**DO THIS**: Please set down all the lines beneath this one exactly, without the pictures.
— Begin GIVEN INFORMATION —
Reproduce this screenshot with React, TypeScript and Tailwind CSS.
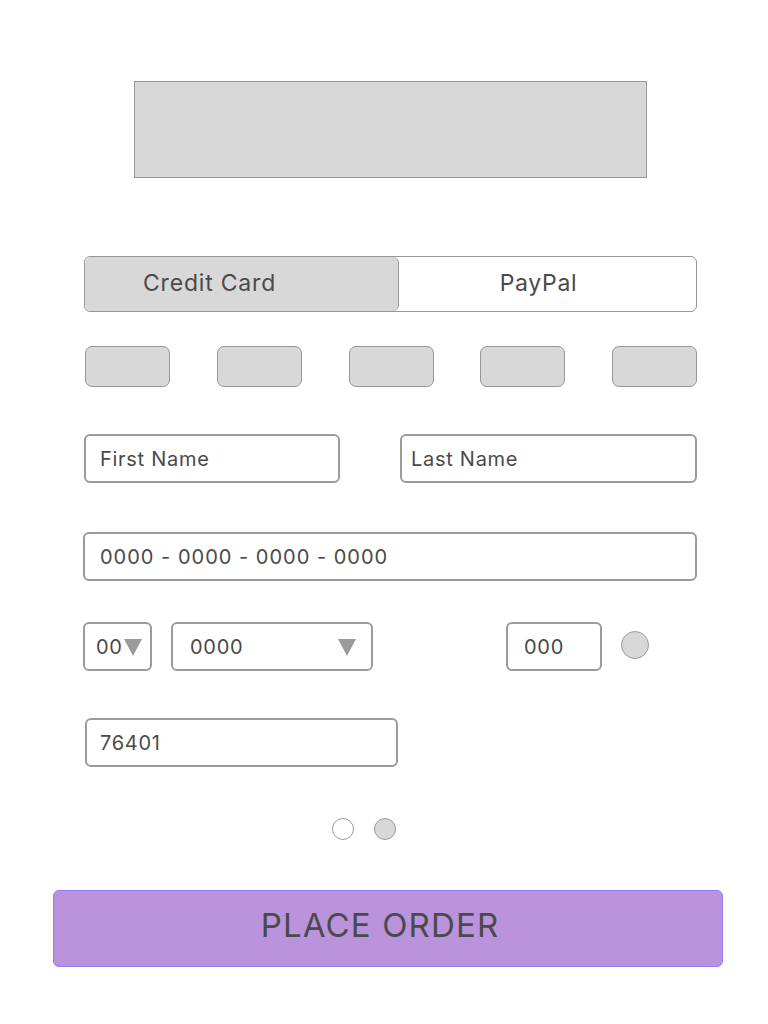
export default function App() {
  const font = { fontFamily: 'Inter, "Open Sans", sans-serif' };
  const cards = [0, 1, 2, 3, 4];

  const Arrow = () => (
    <svg width="18" height="18" viewBox="0 0 18 18" className="shrink-0">
      <path d="M0 1 H18 L9 18 Z" fill="#9b9b9b" />
    </svg>
  );

  return (
    <div className="w-[768px] h-[1024px] bg-white text-[#4a4a4a] tracking-[0.045em] pt-[81px]" style={font}>
      {/* Banner placeholder */}
      <div className="ml-[134px] w-[513px] h-[97px] bg-[#d8d8d8] border border-[#979797]" />

      {/* Payment method toggle */}
      <div className="ml-[84px] mt-[78px] w-[613px] h-[56px] flex border border-[#979797] rounded-[6px] overflow-hidden">
        <div className="w-[314px] h-full bg-[#d8d8d8] border-r border-[#979797] rounded-[6px] flex items-center pl-[58px] pb-[2px] text-[23px] tracking-[0.035em]">
          Credit Card
        </div>
        <div className="flex-1 flex items-center justify-center pr-[18px] pb-[2px] text-[23px] tracking-[0.03em]">PayPal</div>
      </div>

      {/* Card types */}
      <div className="ml-[85px] mt-[34px] w-[612px] flex justify-between">
        {cards.map((c) => (
          <div key={c} className="w-[85px] h-[41px] bg-[#d8d8d8] border border-[#979797] rounded-[7px]" />
        ))}
      </div>

      {/* Names */}
      <div className="ml-[84px] mt-[47px] w-[613px] flex justify-between">
        <div className="w-[256px] h-[49px] border-2 border-[#9b9b9b] rounded-[6px] flex items-center pl-[14px] text-[20px]">
          First Name
        </div>
        <div className="w-[297px] h-[49px] border-2 border-[#9b9b9b] rounded-[6px] flex items-center pl-[9px] text-[20px]">
          Last Name
        </div>
      </div>

      {/* Card number */}
      <div className="ml-[83px] mt-[49px] w-[614px] h-[49px] border-2 border-[#9b9b9b] rounded-[6px] flex items-center pl-[15px] text-[20px] tracking-[0.05em]">
        0000 - 0000 - 0000 - 0000
      </div>

      {/* Expiry / CVV */}
      <div className="ml-[83px] mt-[41px] flex items-center">
        <div className="w-[69px] h-[49px] border-2 border-[#9b9b9b] rounded-[6px] flex items-center pl-[11px] pr-[4px] gap-[1px] text-[20px]">
          <span>00</span>
          <Arrow />
        </div>
        <div className="ml-[19px] w-[202px] h-[49px] border-2 border-[#9b9b9b] rounded-[6px] flex items-center justify-between pl-[17px] pr-[15px] text-[20px]">
          <span>0000</span>
          <Arrow />
        </div>
        <div className="ml-[133px] w-[96px] h-[49px] border-2 border-[#9b9b9b] rounded-[6px] flex items-center pl-[16px] text-[20px]">
          000
        </div>
        <div className="ml-[19px] w-[28px] h-[28px] rounded-full bg-[#d8d8d8] border border-[#9b9b9b] -mt-[3px]" />
      </div>

      {/* Zip */}
      <div className="ml-[85px] mt-[47px] w-[313px] h-[49px] border-2 border-[#9b9b9b] rounded-[6px] flex items-center pl-[13px] text-[20px]">
        76401
      </div>

      {/* Pager dots */}
      <div className="ml-[332px] mt-[51px] flex gap-[20px]">
        <div className="w-[22px] h-[22px] rounded-full bg-white border border-[#9b9b9b]" />
        <div className="w-[22px] h-[22px] rounded-full bg-[#d8d8d8] border border-[#9b9b9b]" />
      </div>

      {/* Place order */}
      <button className="ml-[53px] mt-[50px] w-[670px] h-[77px] bg-[#bb93dc] border border-[#8f7ef5] rounded-[6px] flex items-center justify-center pr-[16px] pb-[6px] text-[33px] tracking-[0.035em] text-[#4a4a4a]" style={font}>
        PLACE ORDER
      </button>
    </div>
  );
}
— End GIVEN INFORMATION —
**TASK SOLUTION**:
Reproduce this screenshot with React, TypeScript and Tailwind CSS.
export default function App() {
  const font = { fontFamily: 'Inter, "Open Sans", sans-serif' };
  const cards = [0, 1, 2, 3, 4];

  const Arrow = () => (
    <svg width="18" height="18" viewBox="0 0 18 18" className="shrink-0">
      <path d="M0 1 H18 L9 18 Z" fill="#9b9b9b" />
    </svg>
  );

  return (
    <div className="w-[768px] h-[1024px] bg-white text-[#4a4a4a] tracking-[0.045em] pt-[81px]" style={font}>
      {/* Banner placeholder */}
      <div className="ml-[134px] w-[513px] h-[97px] bg-[#d8d8d8] border border-[#979797]" />

      {/* Payment method toggle */}
      <div className="ml-[84px] mt-[78px] w-[613px] h-[56px] flex border border-[#979797] rounded-[6px] overflow-hidden">
        <div className="w-[314px] h-full bg-[#d8d8d8] border-r border-[#979797] rounded-[6px] flex items-center pl-[58px] pb-[2px] text-[23px] tracking-[0.035em]">
          Credit Card
        </div>
        <div className="flex-1 flex items-center justify-center pr-[18px] pb-[2px] text-[23px] tracking-[0.03em]">PayPal</div>
      </div>

      {/* Card types */}
      <div className="ml-[85px] mt-[34px] w-[612px] flex justify-between">
        {cards.map((c) => (
          <div key={c} className="w-[85px] h-[41px] bg-[#d8d8d8] border border-[#979797] rounded-[7px]" />
        ))}
      </div>

      {/* Names */}
      <div className="ml-[84px] mt-[47px] w-[613px] flex justify-between">
        <div className="w-[256px] h-[49px] border-2 border-[#9b9b9b] rounded-[6px] flex items-center pl-[14px] text-[20px]">
          First Name
        </div>
        <div className="w-[297px] h-[49px] border-2 border-[#9b9b9b] rounded-[6px] flex items-center pl-[9px] text-[20px]">
          Last Name
        </div>
      </div>

      {/* Card number */}
      <div className="ml-[83px] mt-[49px] w-[614px] h-[49px] border-2 border-[#9b9b9b] rounded-[6px] flex items-center pl-[15px] text-[20px] tracking-[0.05em]">
        0000 - 0000 - 0000 - 0000
      </div>

      {/* Expiry / CVV */}
      <div className="ml-[83px] mt-[41px] flex items-center">
        <div className="w-[69px] h-[49px] border-2 border-[#9b9b9b] rounded-[6px] flex items-center pl-[11px] pr-[4px] gap-[1px] text-[20px]">
          <span>00</span>
          <Arrow />
        </div>
        <div className="ml-[19px] w-[202px] h-[49px] border-2 border-[#9b9b9b] rounded-[6px] flex items-center justify-between pl-[17px] pr-[15px] text-[20px]">
          <span>0000</span>
          <Arrow />
        </div>
        <div className="ml-[133px] w-[96px] h-[49px] border-2 border-[#9b9b9b] rounded-[6px] flex items-center pl-[16px] text-[20px]">
          000
        </div>
        <div className="ml-[19px] w-[28px] h-[28px] rounded-full bg-[#d8d8d8] border border-[#9b9b9b] -mt-[3px]" />
      </div>

      {/* Zip */}
      <div className="ml-[85px] mt-[47px] w-[313px] h-[49px] border-2 border-[#9b9b9b] rounded-[6px] flex items-center pl-[13px] text-[20px]">
        76401
      </div>

      {/* Pager dots */}
      <div className="ml-[332px] mt-[51px] flex gap-[20px]">
        <div className="w-[22px] h-[22px] rounded-full bg-white border border-[#9b9b9b]" />
        <div className="w-[22px] h-[22px] rounded-full bg-[#d8d8d8] border border-[#9b9b9b]" />
      </div>

      {/* Place order */}
      <button className="ml-[53px] mt-[50px] w-[670px] h-[77px] bg-[#bb93dc] border border-[#8f7ef5] rounded-[6px] flex items-center justify-center pr-[16px] pb-[6px] text-[33px] tracking-[0.035em] text-[#4a4a4a]" style={font}>
        PLACE ORDER
      </button>
    </div>
  );
}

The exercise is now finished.